DATE: 2013-12-16 I had almost settled on learning Maclisp since it's available on so many of the retro systems I've been playing on. Interlisp is only available here on Twenex.org as far as I know, but it has some unique features that I think make it worth getting to know. I mentioned Interlisp briefly a few posts ago, but it's designers put more emphasis on the interactive programming environment than on the language itself (the INTER in Interlisp is for interactive). It is as though they started from a concept like Dartmouth BASIC where the user works with the programming language inside an all-in-one environment where he can write, edit, run, debug, save to disk, and recall programs from a single command shell without having to know anything about the operating system running underneath.
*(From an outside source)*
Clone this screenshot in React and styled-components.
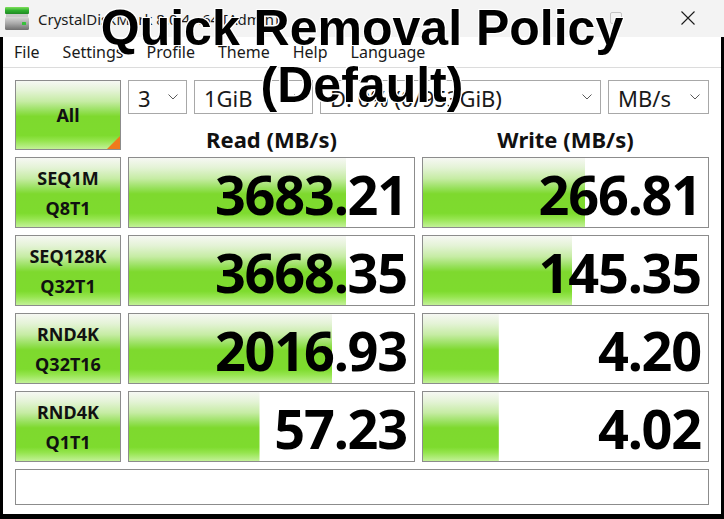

Except instead of targeting users with no previous computing experience like BASIC, Interlisp targets (sophisticated) programmers. The programming environment is supposed to let the computer keep track of "bookkeeping" as much as possible, freeing the programmer to think deep thoughts about his program. In addition to the context-sensitive DWIM spelling corrector, the Interlisp environment integrates change management, cross-referencing, and a Lisp- oriented editor. ... In other news, I found the FORTRAN source for the original PDP-10 game EMPIRE. I'll try to get it compiled and running.
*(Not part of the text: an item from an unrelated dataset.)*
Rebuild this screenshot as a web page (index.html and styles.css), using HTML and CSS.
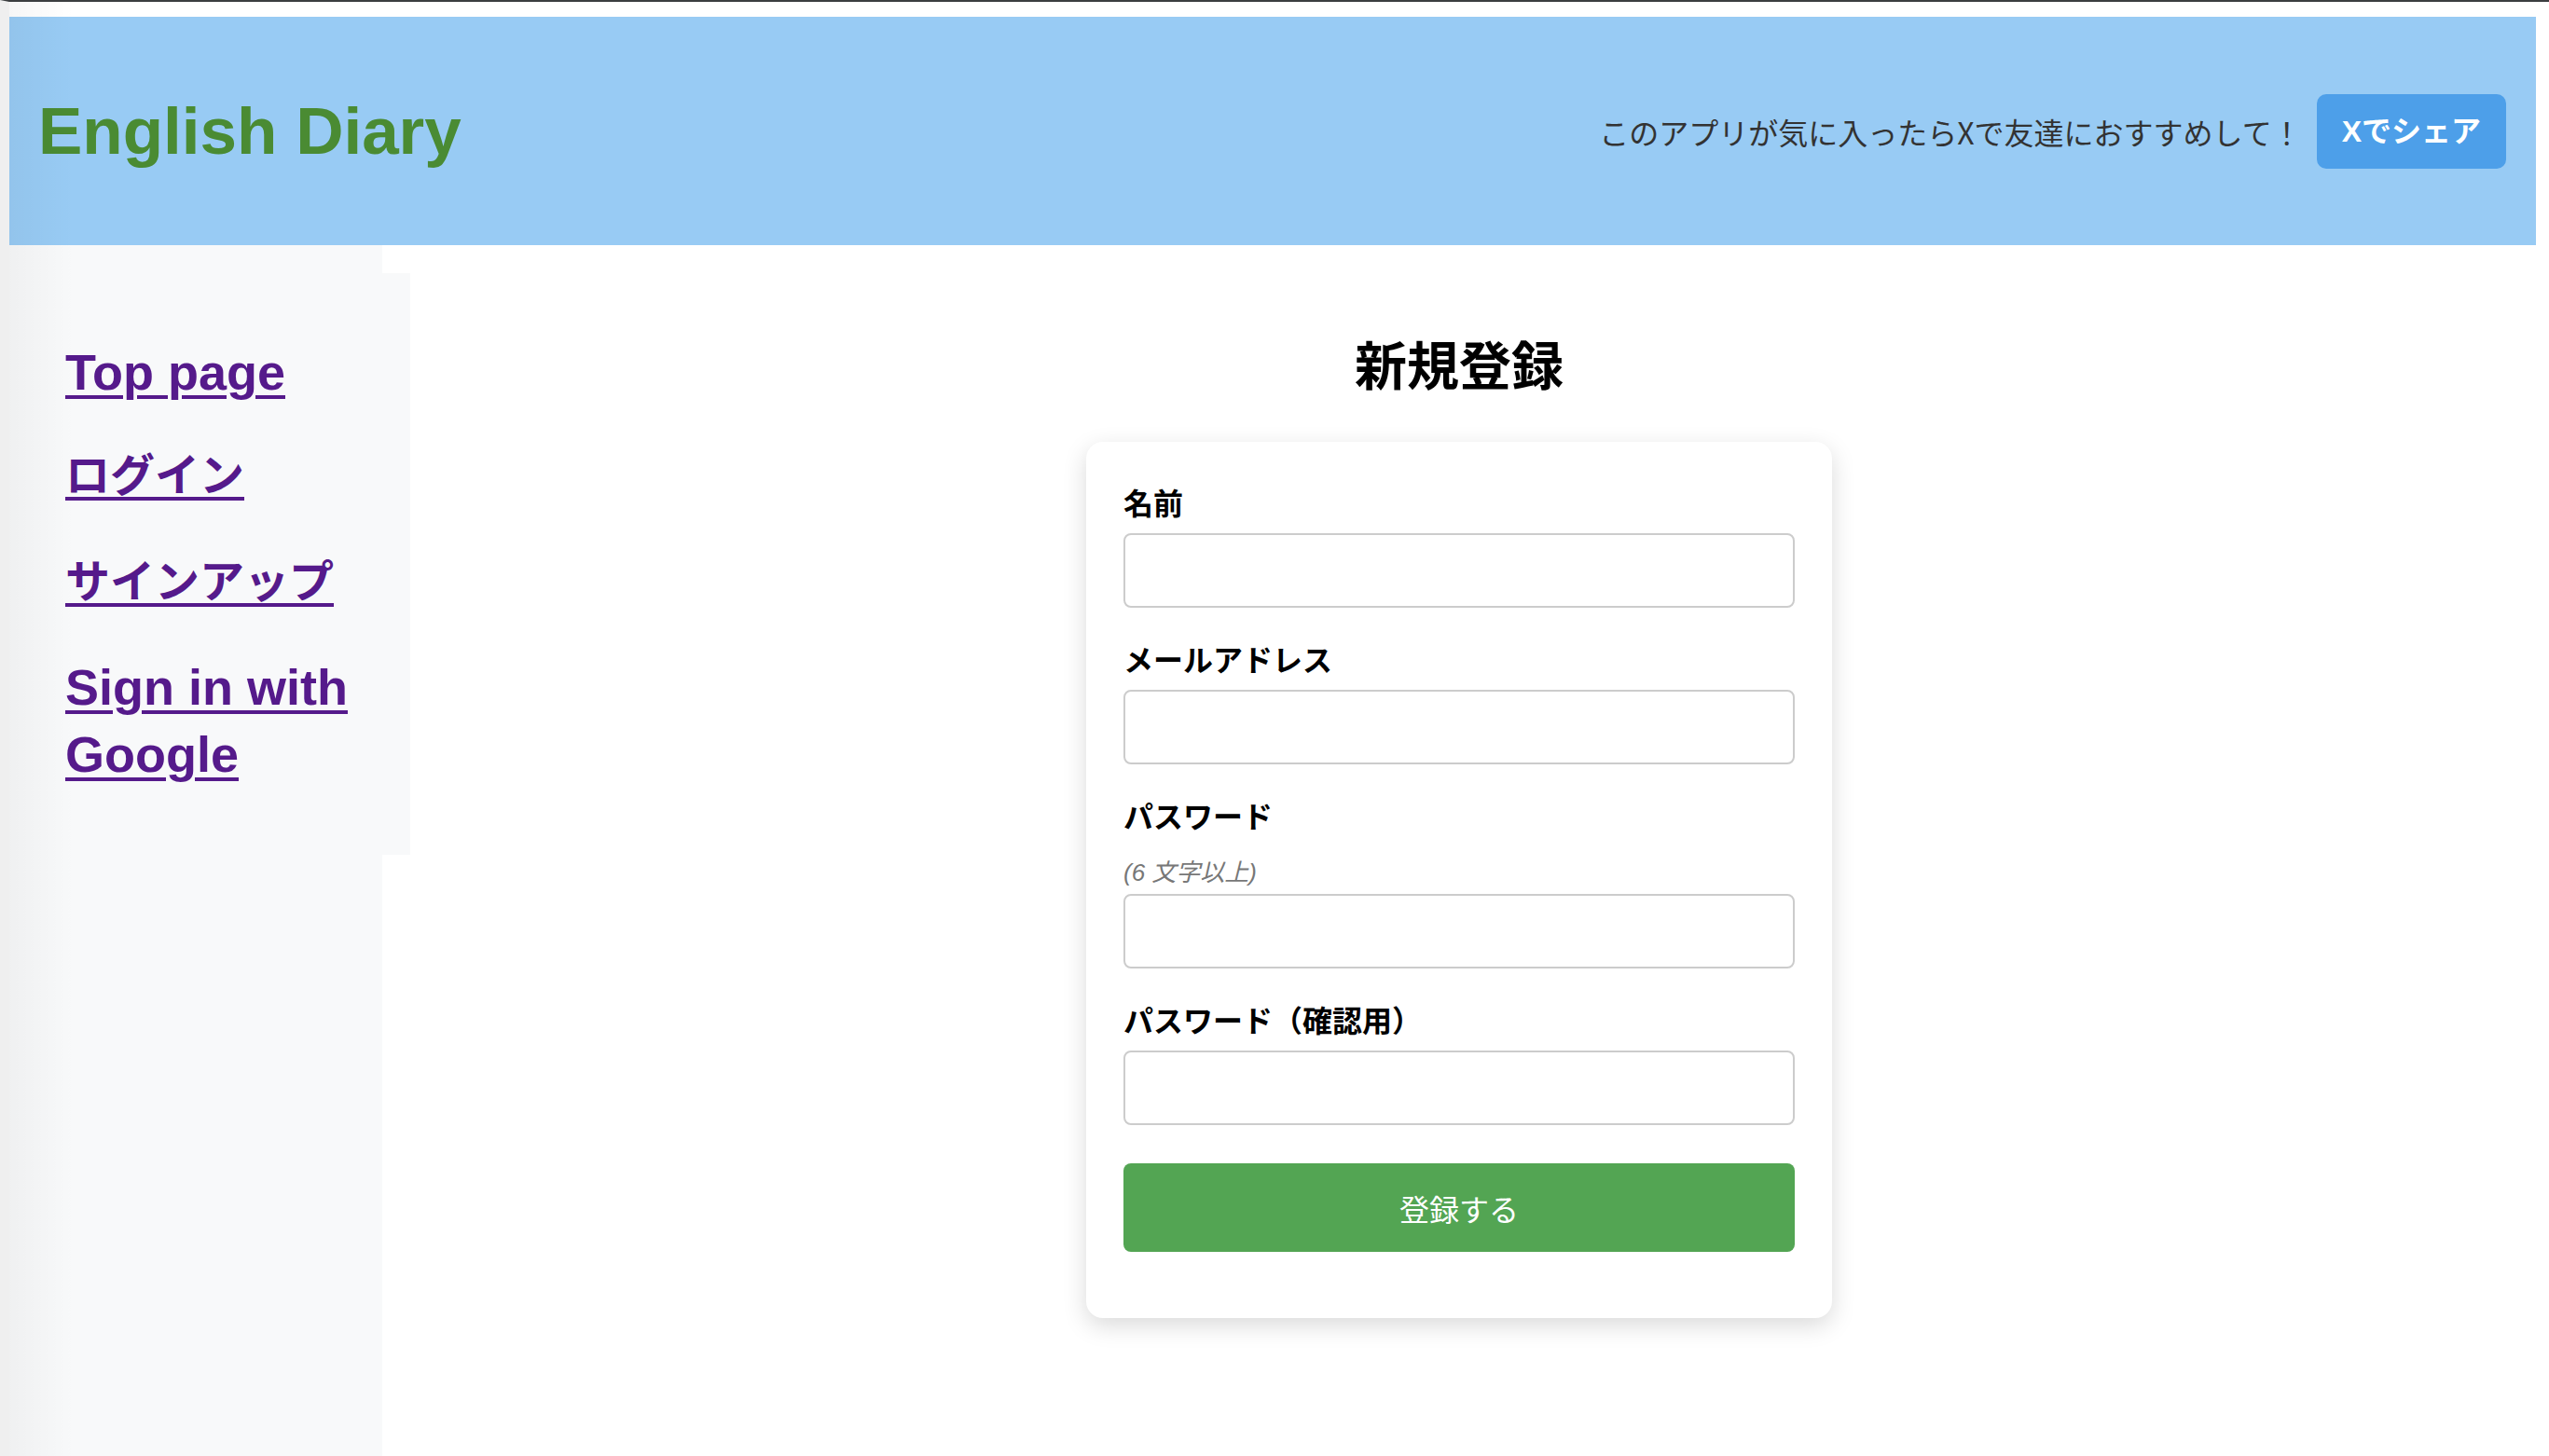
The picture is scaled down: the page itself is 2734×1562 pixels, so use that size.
FILE: index.html
```html
<!DOCTYPE html>
<html lang="ja">
<head>
    <meta charset="UTF-8">
    <meta name="viewport" content="width=device-width, initial-scale=1.0">
    <title>English Diary - 新規登録</title>
    <link rel="stylesheet" href="styles.css">
</head>
<body>
<div class="frame">

    <header class="site-header">
        <h1 class="logo">English Diary</h1>
        <div class="share">
            <p class="share-text">このアプリが気に入ったらXで友達におすすめして！</p>
            <button class="share-btn">Xでシェア</button>
        </div>
    </header>

    <div class="layout">
        <aside class="sidebar">
            <nav class="side-nav">
                <ul>
                    <li class="en"><a href="#">Top page</a></li>
                    <li><a href="#">ログイン</a></li>
                    <li><a href="#">サインアップ</a></li>
                    <li class="en"><a href="#">Sign in with Google</a></li>
                </ul>
            </nav>
        </aside>

        <main class="content">
            <h2 class="page-title">新規登録</h2>
            <form class="signup-card">
                <div class="form-group">
                    <label for="name">名前</label>
                    <input type="text" id="name">
                </div>
                <div class="form-group">
                    <label for="email">メールアドレス</label>
                    <input type="email" id="email">
                </div>
                <div class="form-group">
                    <label for="password">パスワード</label>
                    <em class="hint">(6 文字以上)</em>
                    <input type="password" id="password">
                </div>
                <div class="form-group">
                    <label for="password-confirm">パスワード（確認用）</label>
                    <input type="password" id="password-confirm">
                </div>
                <div class="form-group actions">
                    <button type="submit" class="submit-btn">登録する</button>
                </div>
            </form>
        </main>
    </div>

</div>
</body>
</html>
```

FILE: styles.css
```css
html, body {
    margin: 0;
    padding: 0;
    background-color: #fff;
}
body {
    font-family: "Liberation Sans", "Noto Sans CJK JP", sans-serif;
    color: #000;
}
.frame {
    position: relative;
    display: flex;
    flex-direction: column;
    min-height: 100vh;
    box-sizing: border-box;
    border-top: 2px solid #3b3e40;
    border-left: 10px solid #efefef;
    padding: 16px 14px 0 0;
}
/* soft window shadow on the left edge */
.frame::before {
    content: "";
    position: absolute;
    top: 0;
    bottom: 0;
    left: 0;
    width: 70px;
    background: linear-gradient(to right, rgba(0, 0, 0, 0.035), rgba(0, 0, 0, 0));
    pointer-events: none;
}

/* header */
.site-header {
    height: 245px;
    box-sizing: border-box;
    padding: 0 32px 0 31px;
    background-color: #98cbf4;
    display: flex;
    align-items: center;
    justify-content: space-between;
}
.logo {
    margin: 0;
    font-size: 71px;
    font-weight: bold;
    color: #4a8b33;
}
.share {
    display: flex;
    align-items: center;
}
.share-text {
    margin: 0 16px 0 0;
    font-family: "Noto Sans CJK JP", sans-serif;
    font-size: 32px;
    color: #333;
}
.share-btn {
    font-family: "Liberation Sans", "Noto Sans CJK JP", sans-serif;
    font-size: 32px;
    font-weight: bold;
    line-height: 48px;
    color: #fff;
    background-color: #4d9fe9;
    border: none;
    border-radius: 10px;
    padding: 16px 27px;
}

/* sidebar */
.layout {
    display: flex;
    flex: 1;
}
.sidebar {
    width: 400px;
    flex-shrink: 0;
    background-color: #f8f9fa;
}
.side-nav {
    width: 430px;
    margin-top: 30px;
    background-color: #f8f9fa;
}
.side-nav ul {
    list-style: none;
    margin: 0;
    padding: 70px 50px 72px 60px;
}
.side-nav li {
    margin-bottom: 38px;
    font-size: 48px;
    font-weight: bold;
    line-height: 76px;
}
.side-nav li.en {
    font-size: 54px;
    line-height: 72px;
}
.side-nav li:last-child {
    margin-bottom: 0;
}
.side-nav a {
    color: #551a8b;
    text-decoration-thickness: 4px;
    text-underline-offset: 6px;
}

/* main */
.content {
    flex: 1;
    padding-top: 40px;
}
.page-title {
    margin: 52px 0 52px;
    text-align: center;
    font-family: "Noto Sans CJK JP", sans-serif;
    font-size: 56px;
    line-height: 67px;
    font-weight: bold;
}
.signup-card {
    width: 800px;
    box-sizing: border-box;
    margin: 0 auto;
    padding: 40px 40px 41px;
    background-color: #fff;
    border-radius: 18px;
    box-shadow: 0 8px 26px rgba(0, 0, 0, 0.15);
}
.form-group {
    margin-bottom: 30px;
}
.form-group label {
    display: block;
    font-family: "Noto Sans CJK JP", sans-serif;
    font-size: 32px;
    font-weight: bold;
    line-height: 48px;
    margin-bottom: 10px;
}
.hint {
    display: block;
    font-size: 26px;
    line-height: 40px;
    color: #777;
    margin: 18px 0 3px;
}
.form-group input {
    display: block;
    width: 100%;
    height: 80px;
    box-sizing: border-box;
    border: 2px solid #ccc;
    border-radius: 8px;
    padding: 0 16px;
    font-size: 32px;
}
.actions {
    padding-top: 11px;
}
.submit-btn {
    display: block;
    width: 100%;
    height: 95px;
    border: none;
    border-radius: 8px;
    background-color: #53a553;
    color: #fff;
    font-family: "Noto Sans CJK JP", sans-serif;
    font-size: 32px;
}
```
DATE: 2013-12-13 In addition to dusting of my account here on Twenex.org, I've also been rediscovering the PDP-10 systems (DEC-10 and TOAD-1) at the Living Computer Museum and the public ITS hosts (SV and UP). From the instant one dips ones toe into the ocean of retro computing, one finds a distractingly large number of directions for potential exploration. Only it's a little strange that none of these systems appear to have Scheme installed. That's especially surprising for the ITSs. Last night I looked into Muddle a little more. It's a version of Lisp developed in 1971 that anticipated several features of both Scheme and object-oriented programming. Since it was the language used for the original version of Zork, I was especially curious whether it might include features aimed at adventure game development. Unfortunately, though it is an interesting language, Muddle doesn't appear to have any specifically game-oriented features. Also, although there are three extensive manuals available, none of them have much in the way of practical examples, making it a little hard to get into programming in Muddle. The original Zork source is available, though. The final nail in Muddle's coffin is that the MDL105 executable here on Twenex.org seems broken, crashing every time I try to define a function.
DATE: 2013-12-01 I'm still toying with picking up a Lisp dialect for programming on TWENEX. InterLisp (@LISP) appears to have been one of the grand old Lisps from the days before Common Lisp developed at BBN and favored at Stanford. It's got an interesting interactive development environment with Do-What-I-Mean typo correction and parentheses balancing tool. MacLisp (@MACLISP) is the grand old Lisp from MIT and the biggest influence on Common Lisp. Probably best dialect for applying what I learn on Twenex to Common Lisp programming on other platforms. Muddle (@MDL105) is interesting because it's the language in which the first version of Zork was programmed. The documents say it's an "improved version of Lisp" which sounds great, but the initial impression it gives is like Scheme but with angle brackets instead of parentheses. It also seems to have implemented several functions that would eventually become part of object oriented programming. This might be particularly fun to learn.
DATE: 2013-11-29 No sooner back than I start thinking about programming. So many interesting choices, @LISP (Interlisp), @MACLISP, C, .... I remember the possibility of using @FORTH motivated me to learn the language. I also remember being a little disappointed during one my earlier tours of TWENEX.ORG when I realized that most of the interesting programs here were done in assembly language. Why disappointed? I guess because I couldn't find any tutorials or much documentation of any kind on either @MACRO or @MIDAS, and then whatever work I did couldn't be used on any other systems. ... Though I guess that's nearly true of the old Lisp systems, too. So C or Forth, after all? Still, it's good fun picking at the old bones and making them dance.
DATE: 2013-11-28 ... and and my spirit has returned again to TWENEX.ORG. @VDIR shows the latest file update in January 2012, so it's been nearly two years since I've spent much time here. Brushed up my TWENEX skills with @TOPS20 and @HELP NEW-USERS (TWENEX.ORG's web server is on the fritz again, so the I couldn't read it in a browser; should put a copy in SDF tutorials). Delighted to rediscover the card game @GIN, which I'd been wondering where it had disappeared to. I've spent many years relaxing with that game.